“The problem with socialism,” Margaret Thatcher famously observed, “is that you eventually run out of other people’s money.” Thatcher derailed Britain’s creeping post-WWII socialism and reoriented the UK back to market-based economics. Her most recent successors have undone much of that legacy, and the British government’s need to crack down on speech is one aspect of their revanchism, although more of it can be explained by anger over immigration policies and results over the past two decades.
However, at least the UK has one small comfort. They haven’t fallen so far down the “democratic socialist” rabbit hole as France. Economist and data analyst Michael Arouet published what he calls “probably the scariest chart you’ll see today,” outlining a dire economic Sword of Damocles for the French government and people. Arouet explains what the chart says, and what it means (via Instapundit):
This is probably the scariest chart you’ll see today. Let me translate it for you: only one-third of French people have a private-sector job.
How are they supposed to feed the remaining two-thirds with their taxes? It’s starting to feel like a failed state. pic.twitter.com/HLIHfG1PHo
— Michael A. Arouet (@MichaelAArouet) December 2, 2025
Starting? It already feels like a failed state, but … how different are les Françaises from us?
Let’s lay out each charted category in the data from France in English, starting at the top and working clockwise:
- Private sector employees: 30%
- Independent workers: 3%
- Others (apparently as opposed to retirees, not working): 8%
- Retirees: 24%
- Government workers: 8%
- Students (adult): 4%
- Minors: 20%
- Unemployed: 3%
One key point to note here is the inclusion of non-working-age minors. That makes sense for this kind of analysis, but it does make it a little more difficult to perform an apples-to-oranges comparison to the US. However, we can clean a few points from the latest data compiled by the Bureau of Labor Statistics and the Census Bureau. According to the latter, the current US population is just under 343 million.

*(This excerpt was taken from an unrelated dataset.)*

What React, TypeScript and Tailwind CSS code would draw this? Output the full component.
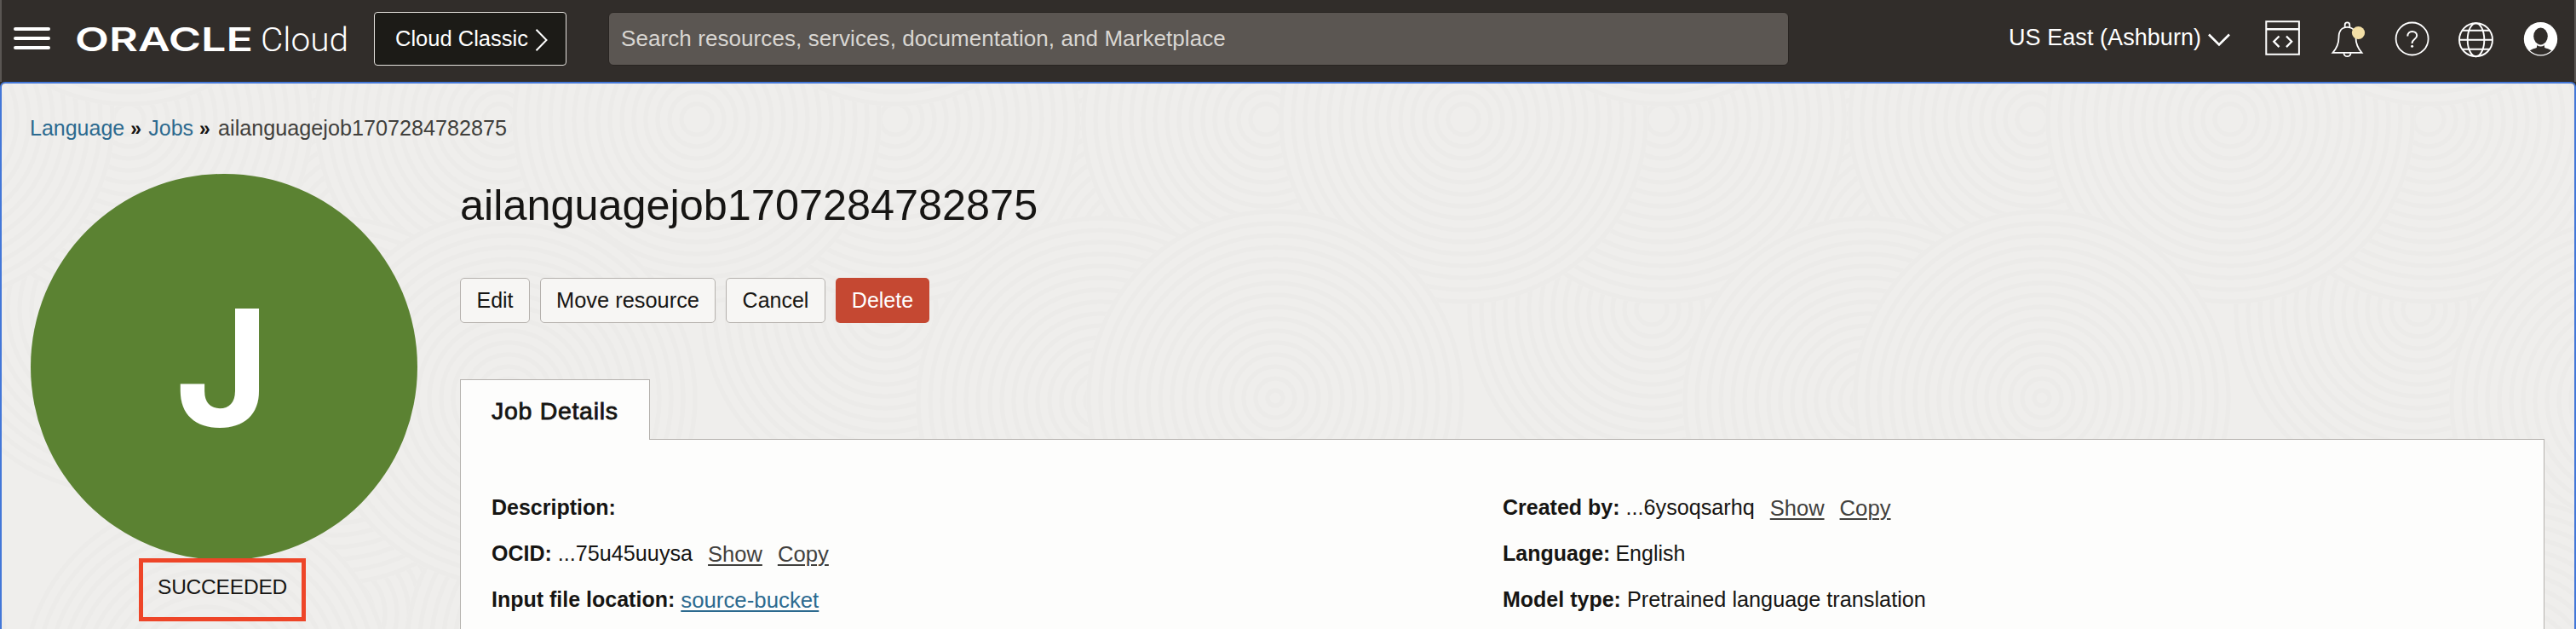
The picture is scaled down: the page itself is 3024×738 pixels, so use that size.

According to BLS Household data, the workforce-eligible population amounts to 274.2 million, almost precisely 80% of the overall population, roughly similar to France. Of that population, 171.2 million actually participate in the workforce, with the other 102 million classified as “not in labor force,” presumably retired, on disability, or otherwise ineligible. That is 37.6%, somewhat similar to France when adding up retirees, ‘others,’ and adult students (36%).
In the US, 136 million work in the private sector, according to BLS Establishment data. That is just shy of 40% of the overall population in the US, using the same calculation as in Arouet’s charts. Another 23.6 million work in government jobs at various levels in the US. That is 6.9% of the US population. Rounding up generously, only 47% of the American population works on a consistent basis, compared to 41% for France. A statistically significantly higher percentage of workers are employed in the private sector here than in France, but it’s only an eight-point difference rather than a drastically different population profile.
This is not to argue that France isn’t facing a crisis. While the population statistics are not all that far off from the US, and the private sector is weaker, the real difference is the costs of the socialist states that France and the EU are erecting. They are more comprehensive and costly than in the US, which in turn incentivizes exits from the workforce. That adds up to a real crisis that is growing more acute, in a political environment where socialism keeps expanding.
However, we’d be foolish to ignore the same trends and the same potential disaster ahead here in the US. Marxism has become ascendant in the Democrat Party, with plans to nationalize industries like health care and potentially energy production outright, while accomplishing the same through regulation on other “private” industries. We are facing the same crisis, even if it isn’t as acute here as it might be in France.
Or to put it another way: France may run out of other people’s money first, but that doesn’t mean we won’t last a whole lot longer on the same arc. The people of France should be scared – but we should be at least worried. And we should see political leadership in this country recognize the danger and do something to reverse the trend.